Qual seria o perfil do professor ideal?
O bom professor morre professor. Quando ele é ruim, vira chefe de departamento. Quando é péssimo, vira diretor. E quando não tem o menor jeito pra dar aula, vira reitor ou ministro da Educação. O bom professor tem de amar o que faz, gostar de alunos, de questionamentos, da sala de aula. Eu, que sou professor universitário, não ganho muito para ensinar equações diferenciais, pois sou filho de uma empregada doméstica e cheguei até longe demais…, mas seria preciso que a professora que alfabetiza o meu neto, por exemplo, ganhasse o que eu ganho para ensinar na escola de primeira infância. O professor primário no Brasil ganha coisa de indigente atualmente! Então ele precisa dar aulas em cinco, seis lugares para ter um salário mais digno. Ele tem de se desdobrar e, por isso, não conhece seus alunos, não ama o que faz. Se trocar de livro didático, não sabe mais dar aula, porque conhece mal e porcamente aqueles exercícios. É preciso treino, dedicação e amor ao que faz. 

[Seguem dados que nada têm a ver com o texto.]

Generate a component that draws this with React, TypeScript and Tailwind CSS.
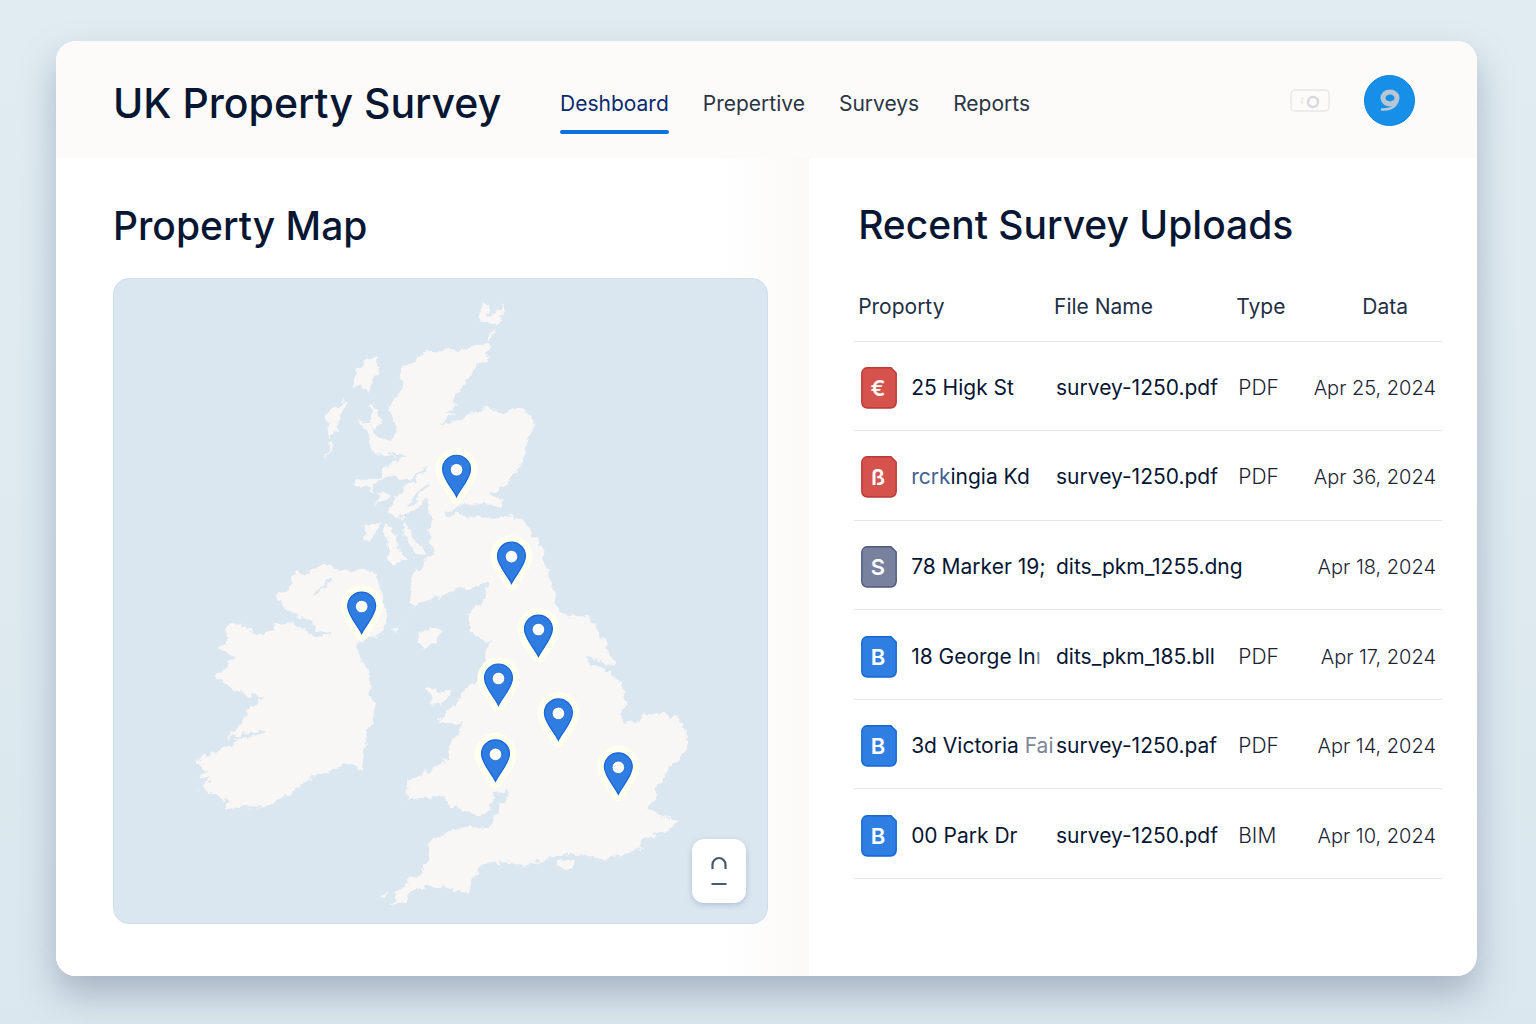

Como lidar com a geração do rolezinho?
Eles são brasileiros que não entenderam o que foi ensinado, assim como seus professores, que também não entenderam… Mas pior que essa geração do rolezinho é o nosso senado, nossos governos, enfim, a nossa massa política. 

E sua relação com o bairro?
Nasci em Itararé em 1939, vim pra cá bem jovem estudar e tenho uma ligação curiosa com o bairro. Morei na rua Iperoig, na Passos da Pátria e depois nesta casa da Lapa desde os anos de 1970. Para mim, é uma região fantástica, perto da USP, onde dou aulas, onde meus filhos cresceram.